* **What to produce**
Print, word for word, the opening line of the data below and every line after it through the line that contains "const cols = [41, 435, 52, 506, 52, 53, 53, 54];", but not the pictures.
***
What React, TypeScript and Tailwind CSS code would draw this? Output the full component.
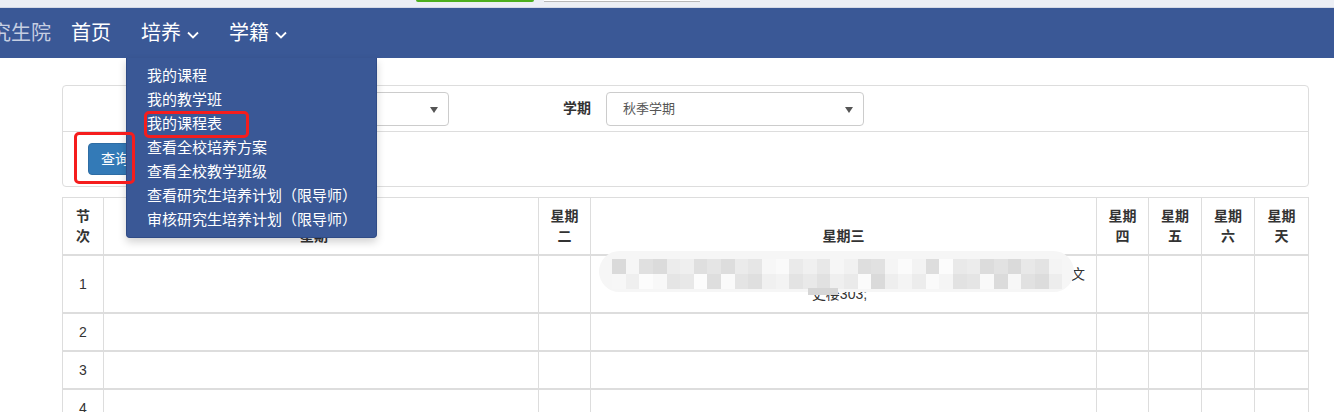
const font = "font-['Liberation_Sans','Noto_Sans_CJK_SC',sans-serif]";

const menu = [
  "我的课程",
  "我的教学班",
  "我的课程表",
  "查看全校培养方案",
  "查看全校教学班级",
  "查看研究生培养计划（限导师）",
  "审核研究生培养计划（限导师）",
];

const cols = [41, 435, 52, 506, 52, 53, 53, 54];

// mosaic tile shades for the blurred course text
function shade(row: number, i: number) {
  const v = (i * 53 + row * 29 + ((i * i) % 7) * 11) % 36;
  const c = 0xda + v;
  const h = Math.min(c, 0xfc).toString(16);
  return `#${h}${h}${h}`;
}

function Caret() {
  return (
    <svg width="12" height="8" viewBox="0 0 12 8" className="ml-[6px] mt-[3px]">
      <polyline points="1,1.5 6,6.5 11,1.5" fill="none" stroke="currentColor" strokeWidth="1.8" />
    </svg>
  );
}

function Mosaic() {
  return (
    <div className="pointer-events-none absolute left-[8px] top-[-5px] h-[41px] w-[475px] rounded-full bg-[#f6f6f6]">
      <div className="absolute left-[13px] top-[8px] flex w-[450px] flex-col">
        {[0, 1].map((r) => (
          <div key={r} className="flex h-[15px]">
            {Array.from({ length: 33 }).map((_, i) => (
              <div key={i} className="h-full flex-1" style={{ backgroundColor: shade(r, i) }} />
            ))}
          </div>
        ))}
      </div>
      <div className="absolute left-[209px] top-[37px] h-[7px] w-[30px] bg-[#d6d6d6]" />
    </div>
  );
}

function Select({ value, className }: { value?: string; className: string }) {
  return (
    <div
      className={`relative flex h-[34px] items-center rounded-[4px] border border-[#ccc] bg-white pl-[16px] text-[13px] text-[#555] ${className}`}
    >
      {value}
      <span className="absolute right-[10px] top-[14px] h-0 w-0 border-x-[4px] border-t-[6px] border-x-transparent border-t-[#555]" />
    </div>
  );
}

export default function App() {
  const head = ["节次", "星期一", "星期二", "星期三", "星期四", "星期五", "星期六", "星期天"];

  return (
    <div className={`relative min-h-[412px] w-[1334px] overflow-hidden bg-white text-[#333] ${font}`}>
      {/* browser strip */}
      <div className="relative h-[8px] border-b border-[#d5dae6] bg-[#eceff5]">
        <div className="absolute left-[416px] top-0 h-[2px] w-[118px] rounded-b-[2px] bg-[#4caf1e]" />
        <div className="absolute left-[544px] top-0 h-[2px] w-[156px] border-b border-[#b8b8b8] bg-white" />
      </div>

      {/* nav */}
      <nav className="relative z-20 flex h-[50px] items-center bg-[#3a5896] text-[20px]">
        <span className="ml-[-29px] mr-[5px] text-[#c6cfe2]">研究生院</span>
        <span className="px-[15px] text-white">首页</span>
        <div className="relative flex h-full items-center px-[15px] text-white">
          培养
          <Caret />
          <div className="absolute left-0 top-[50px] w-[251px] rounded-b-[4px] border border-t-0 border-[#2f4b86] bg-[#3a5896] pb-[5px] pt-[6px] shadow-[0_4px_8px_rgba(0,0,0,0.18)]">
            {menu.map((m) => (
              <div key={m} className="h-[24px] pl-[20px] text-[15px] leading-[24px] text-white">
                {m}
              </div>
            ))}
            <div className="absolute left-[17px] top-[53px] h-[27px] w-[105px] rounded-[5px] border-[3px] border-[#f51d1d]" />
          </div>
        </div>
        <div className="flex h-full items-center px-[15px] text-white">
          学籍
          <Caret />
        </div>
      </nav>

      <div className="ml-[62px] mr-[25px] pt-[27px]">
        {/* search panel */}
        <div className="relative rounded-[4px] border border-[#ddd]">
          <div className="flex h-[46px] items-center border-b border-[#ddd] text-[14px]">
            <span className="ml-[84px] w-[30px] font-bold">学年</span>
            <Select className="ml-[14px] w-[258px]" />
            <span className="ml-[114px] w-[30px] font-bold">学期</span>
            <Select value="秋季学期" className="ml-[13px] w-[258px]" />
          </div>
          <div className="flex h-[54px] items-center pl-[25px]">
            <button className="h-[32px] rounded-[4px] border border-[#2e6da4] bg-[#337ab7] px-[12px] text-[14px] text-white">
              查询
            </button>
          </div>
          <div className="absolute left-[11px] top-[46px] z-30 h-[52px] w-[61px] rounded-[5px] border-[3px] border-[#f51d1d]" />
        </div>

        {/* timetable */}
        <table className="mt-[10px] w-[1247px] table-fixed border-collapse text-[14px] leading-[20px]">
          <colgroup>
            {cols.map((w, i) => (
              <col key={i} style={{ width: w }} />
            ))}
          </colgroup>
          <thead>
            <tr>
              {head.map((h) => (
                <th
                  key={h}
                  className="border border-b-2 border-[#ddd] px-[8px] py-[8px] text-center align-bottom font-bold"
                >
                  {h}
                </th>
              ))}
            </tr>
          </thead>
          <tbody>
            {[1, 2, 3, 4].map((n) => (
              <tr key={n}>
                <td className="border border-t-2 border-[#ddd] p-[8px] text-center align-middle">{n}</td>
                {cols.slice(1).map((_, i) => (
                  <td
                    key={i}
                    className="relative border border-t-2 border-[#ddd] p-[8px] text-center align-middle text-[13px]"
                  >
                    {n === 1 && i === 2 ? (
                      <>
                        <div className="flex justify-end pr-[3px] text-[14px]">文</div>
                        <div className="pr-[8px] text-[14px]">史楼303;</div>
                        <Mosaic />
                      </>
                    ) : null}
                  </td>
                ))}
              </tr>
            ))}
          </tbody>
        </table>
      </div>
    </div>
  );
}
***
* **Exercise answer**
What React, TypeScript and Tailwind CSS code would draw this? Output the full component.
const font = "font-['Liberation_Sans','Noto_Sans_CJK_SC',sans-serif]";

const menu = [
  "我的课程",
  "我的教学班",
  "我的课程表",
  "查看全校培养方案",
  "查看全校教学班级",
  "查看研究生培养计划（限导师）",
  "审核研究生培养计划（限导师）",
];

const cols = [41, 435, 52, 506, 52, 53, 53, 54];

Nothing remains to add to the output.